Practical Examples: Sorting in Action for Integrity Checks
Example 1: Detecting Duplicate Customer Records
Suppose you have a customer table with 10 million rows. To find duplicates, you sort by normalized email address (lowercased, trimmed) and then run a windowed comparison on adjacent rows. This approach, which relies on sorting, completes in minutes instead of days compared to a self-join. After sorting, you can flag any row where the current email matches the previous row’s email as a potential duplicate.
Example 2: Reconciling Financial Transactions
A bank receives a daily file of transactions from a third-party processor. To verify that all sent transactions are also recorded in the internal ledger, you sort both files by transaction ID and timestamp.

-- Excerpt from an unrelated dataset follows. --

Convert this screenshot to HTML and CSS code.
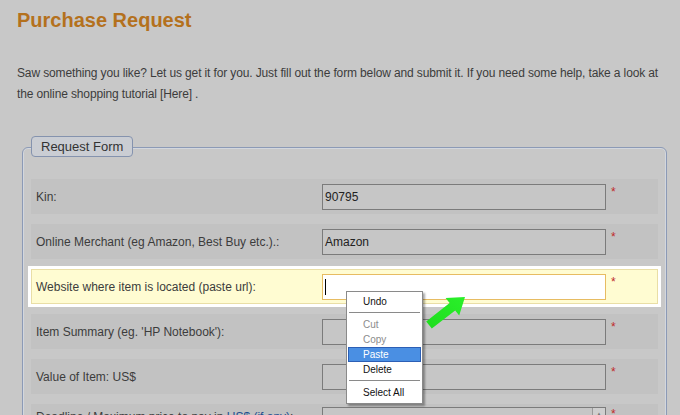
FILE: index.html
```html
<!DOCTYPE html>
<html>
<head>
<meta charset="utf-8">
<link rel="stylesheet" href="styles.css">
</head>
<body>
<div class="page">
  <h1 class="title">Purchase Request</h1>
  <p class="intro">Saw something you like? Let us get it for you. Just fill out the form below and submit it. If you need some help, take a look at<br>the online shopping tutorial [Here] .</p>

  <div class="fieldset">
    <div class="legend">Request Form</div>
    <div class="rows">
      <div class="row">
        <div class="label">Kin:</div>
        <div class="input">90795</div>
        <div class="req">*</div>
      </div>
      <div class="row">
        <div class="label">Online Merchant (eg Amazon, Best Buy etc.).:</div>
        <div class="input">Amazon</div>
        <div class="req">*</div>
      </div>
      <div class="row active">
        <div class="label">Website where item is located (paste url):</div>
        <div class="input focus"><span class="caret"></span></div>
        <div class="req">*</div>
      </div>
      <div class="row">
        <div class="label">Item Summary (eg. 'HP Notebook'):</div>
        <div class="input"></div>
        <div class="req">*</div>
      </div>
      <div class="row">
        <div class="label">Value of Item: US$</div>
        <div class="input"></div>
        <div class="req">*</div>
      </div>
      <div class="row tall">
        <div class="label">Deadline / Maximum price to pay in <span class="link">US$ (if any)</span>:</div>
        <div class="input area"><span class="scroll">&#9650;</span></div>
        <div class="req">*</div>
      </div>
    </div>
  </div>
</div>

<svg class="arrow" width="60" height="45" viewBox="0 0 60 45">
  <defs>
    <linearGradient id="g" x1="0" y1="1" x2="1" y2="0">
      <stop offset="0" stop-color="#1fdc1f"/>
      <stop offset="1" stop-color="#2af02a"/>
    </linearGradient>
  </defs>
  <polygon points="45,7 39.2,25.5 35.2,20.4 11.8,38.6 6.2,31.4 29.6,13 25.6,8.1" fill="url(#g)"/>
</svg>

<div class="menu">
  <div class="item">Undo</div>
  <div class="sep"></div>
  <div class="item disabled">Cut</div>
  <div class="item disabled">Copy</div>
  <div class="item selected">Paste</div>
  <div class="item">Delete</div>
  <div class="sep"></div>
  <div class="item">Select All</div>
</div>
</body>
</html>
```
FILE: styles.css
```css
html, body {
  margin: 0;
  padding: 0;
  background: #c8c8c8;
  height: 415px;
  overflow: hidden;
  font-family: "Liberation Sans", Arial, sans-serif;
}

.page {
  padding: 0 17px;
}

.title {
  margin: 0;
  padding-top: 8px;
  font-size: 20px;
  line-height: 24px;
  font-weight: bold;
  color: #b4711d;
}

.intro {
  margin: 31px 0 0 0;
  font-size: 12px;
  line-height: 21px;
  letter-spacing: -0.13px;
  color: #3c3c3c;
  white-space: nowrap;
}

.fieldset {
  margin: 42px 0 0 5px;
  width: 627px;
  border: 1px solid #8c9ab6;
  box-shadow: inset 0 0 0 1px #d3d7de;
  border-radius: 6px;
  padding: 1px 8px 0 8px;
  height: 300px;
}

.legend {
  display: block;
  width: fit-content;
  margin-top: -13px;
  height: 19px;
  line-height: 19px;
  padding: 0 9px;
  border: 1px solid #8593ae;
  border-radius: 4px;
  background: #cacdd3;
  font-size: 13px;
  color: #333;
}

.rows {
  margin-top: 22px;
  display: flex;
  flex-direction: column;
  gap: 10px;
}

.row {
  height: 35px;
  display: grid;
  grid-template-columns: 286px 284px auto;
  align-items: center;
  padding-left: 5px;
  background: #c2c2c2;
  box-sizing: border-box;
  font-size: 12px;
  color: #3c3c3c;
}

.row.active {
  background: #fffcd2;
  box-shadow: inset 0 0 0 1px #e9dea6, 0 0 0 3px #ffffff;
}

.row.tall {
  height: 60px;
  align-items: start;
}

.row.tall .label {
  padding-top: 6px;
}

.link {
  color: #1f4f8f;
}

.input {
  height: 26px;
  box-sizing: border-box;
  border: 1px solid #7b7b7b;
  background: #c6c6c6;
  padding-left: 2px;
  line-height: 24px;
  font-size: 12px;
  color: #222;
  position: relative;
}

.input.focus {
  background: #ffffff;
  border-color: #e7bc62;
}

.caret {
  display: inline-block;
  width: 1px;
  height: 16px;
  background: #000;
  vertical-align: middle;
}

.input.area {
  margin-top: 3px;
  height: 40px;
}

.scroll {
  position: absolute;
  right: 0;
  top: 0;
  width: 12px;
  height: 12px;
  border-left: 1px solid #9a9a9a;
  border-bottom: 1px solid #9a9a9a;
  background: #cfcfcf;
  font-size: 6px;
  line-height: 12px;
  text-align: center;
  color: #777;
}

.req {
  align-self: start;
  padding: 6px 0 0 5px;
  color: #c02a2a;
  font-size: 12px;
  line-height: 14px;
}

.row.tall .req {
  padding-top: 3px;
}

.arrow {
  position: absolute;
  left: 420px;
  top: 290px;
}

.menu {
  position: absolute;
  left: 346px;
  top: 291px;
  width: 75px;
  padding: 2px 0 3px 0;
  background: #ffffff;
  border: 1px solid #8a8a8a;
  box-shadow: 2px 2px 2px rgba(0, 0, 0, 0.35);
  font-size: 10px;
  color: #111;
}

.item {
  height: 15px;
  line-height: 15px;
  padding-left: 15px;
  margin: 0 1px;
  box-sizing: border-box;
}

.item.disabled {
  color: #8c8c8c;
}

.item.selected {
  background: #4a8fe3;
  border: 1px solid #2c5fb5;
  color: #ffffff;
  padding-left: 14px;
  line-height: 13px;
}

.sep {
  height: 1px;
  background: #8a8a8a;
  margin: 3px 2px 4px 2px;
}
```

A sorted merge reveals any transaction IDs present in one file but missing from the other, as well as timestamp mismatches that could indicate duplicate or missing entries.

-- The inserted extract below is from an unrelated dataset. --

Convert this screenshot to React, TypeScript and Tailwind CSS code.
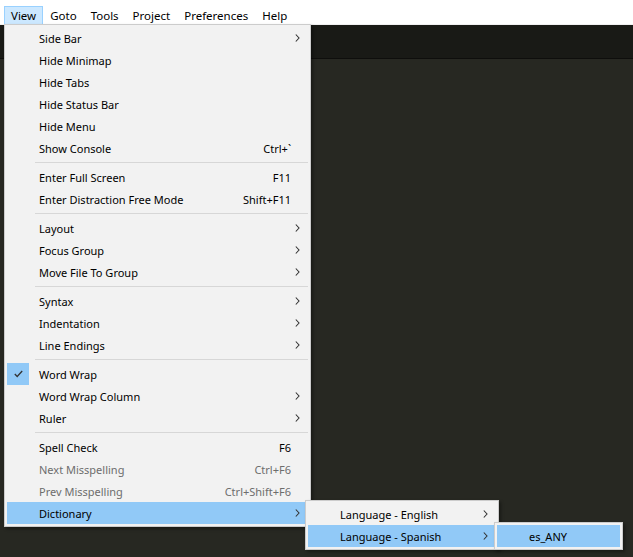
import React from 'react';

type MenuItem = {
  label?: string;
  shortcut?: string;
  sub?: boolean;
  disabled?: boolean;
  checked?: boolean;
  active?: boolean;
  sep?: boolean;
};

const viewItems: MenuItem[] = [
  { label: 'Side Bar', sub: true },
  { label: 'Hide Minimap' },
  { label: 'Hide Tabs' },
  { label: 'Hide Status Bar' },
  { label: 'Hide Menu' },
  { label: 'Show Console', shortcut: 'Ctrl+`' },
  { sep: true },
  { label: 'Enter Full Screen', shortcut: 'F11' },
  { label: 'Enter Distraction Free Mode', shortcut: 'Shift+F11' },
  { sep: true },
  { label: 'Layout', sub: true },
  { label: 'Focus Group', sub: true },
  { label: 'Move File To Group', sub: true },
  { sep: true },
  { label: 'Syntax', sub: true },
  { label: 'Indentation', sub: true },
  { label: 'Line Endings', sub: true },
  { sep: true },
  { label: 'Word Wrap', checked: true },
  { label: 'Word Wrap Column', sub: true },
  { label: 'Ruler', sub: true },
  { sep: true },
  { label: 'Spell Check', shortcut: 'F6' },
  { label: 'Next Misspelling', shortcut: 'Ctrl+F6', disabled: true },
  { label: 'Prev Misspelling', shortcut: 'Ctrl+Shift+F6', disabled: true },
  { label: 'Dictionary', sub: true, active: true },
];

const dictItems: MenuItem[] = [
  { label: 'Language - English', sub: true },
  { label: 'Language - Spanish', sub: true, active: true },
];

const spanishItems: MenuItem[] = [{ label: 'es_ANY', active: true }];

const menuBar = ['View', 'Goto', 'Tools', 'Project', 'Preferences', 'Help'];

function Chevron() {
  return (
    <svg width="5" height="8" viewBox="0 0 5 8" className="block">
      <polyline points="0.8,0.5 4,4 0.8,7.5" fill="none" stroke="#333" strokeWidth="1.1" />
    </svg>
  );
}

function Check() {
  return (
    <svg width="9" height="8" viewBox="0 0 9 8" className="block">
      <polyline points="0.8,4 3.2,6.5 8.2,1" fill="none" stroke="#333" strokeWidth="1.3" />
    </svg>
  );
}

function Menu({ items, className }: { items: MenuItem[]; className: string }) {
  return (
    <div
      className={`absolute border border-[#cccccc] bg-[#f2f2f2] p-[2px] shadow-[2px_2px_3px_rgba(0,0,0,0.35)] ${className}`}
    >
      {items.map((it, i) =>
        it.sep ? (
          <div key={i} className="flex h-[7px] items-center">
            <div className="ml-[28px] h-px flex-1 bg-[#d7d7d7]" />
          </div>
        ) : (
          <div
            key={i}
            className={`flex h-[22px] items-center ${it.active ? 'bg-[#91c9f7]' : ''} ${
              it.disabled ? 'text-[#6d6d6d]' : 'text-black'
            }`}
          >
            <span
              className={`flex h-[22px] w-[22px] shrink-0 items-center justify-center ${
                it.checked ? 'bg-[#91c9f7]' : ''
              }`}
            >
              {it.checked && <Check />}
            </span>
            <span className="flex-1 whitespace-nowrap pl-[10px] pt-[1px]">{it.label}</span>
            {it.shortcut && <span className="whitespace-nowrap pt-[1px]">{it.shortcut}</span>}
            <span className="flex w-[17px] shrink-0 pl-[4px]">{it.sub && <Chevron />}</span>
          </div>
        )
      )}
    </div>
  );
}

export default function App() {
  return (
    <div className="relative flex h-[557px] w-[633px] flex-col overflow-hidden bg-[#272822] font-['Segoe_UI','Noto_Sans',sans-serif] text-[11px] leading-none">
      <div className="flex h-[25px] shrink-0 items-start border-b border-[#f0f0f0] bg-white pl-[4px] pt-[6px]">
        {menuBar.map((m) => (
          <div
            key={m}
            className={`flex h-[19px] items-center px-[6px] pt-[1px] text-[11.5px] text-black ${
              m === 'View' ? 'border border-[#99d1ff] bg-[#cce8ff]' : 'border border-transparent'
            }`}
          >
            {m}
          </div>
        ))}
      </div>
      <div className="h-[34px] shrink-0 border-b border-[#0e0e0c] bg-[#191a16]" />
      <div className="flex-1 bg-[#272822]" />

      <Menu items={viewItems} className="left-[4px] top-[24px] w-[307px]" />
      <Menu items={dictItems} className="left-[305px] top-[500px] w-[194px]" />
      <Menu items={spanishItems} className="left-[494px] top-[522px] w-[129px]" />
    </div>
  );
}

Example 3: Validating Data After a Migration
After moving data from a legacy system to a new database, you run a row-by-row comparison by sorting both tables by primary key and comparing columns. Sorting ensures that the comparison is systematic and that any skipped row is easily spotted. This method is preferred over unsorted scans, which may overlook out-of-order rows introduced during migration.
Conclusion
Sorting is far more than a simple organizational tool—it is a critical enabler of data quality and integrity checks. When applied correctly, sorting exposes errors, streamlines duplicate detection, and supports robust referential integrity verification. However, improper sorting can mask problems, introduce bias, and degrade performance. By understanding the interplay between sorting algorithms, data characteristics, and integrity requirements, data professionals can design workflows that produce trustworthy, auditable results. Adopt the best practices outlined here—choose your sort keys wisely, account for locale and nulls, and automate sorting steps—to ensure that your data remains accurate, consistent, and ready for decision-making.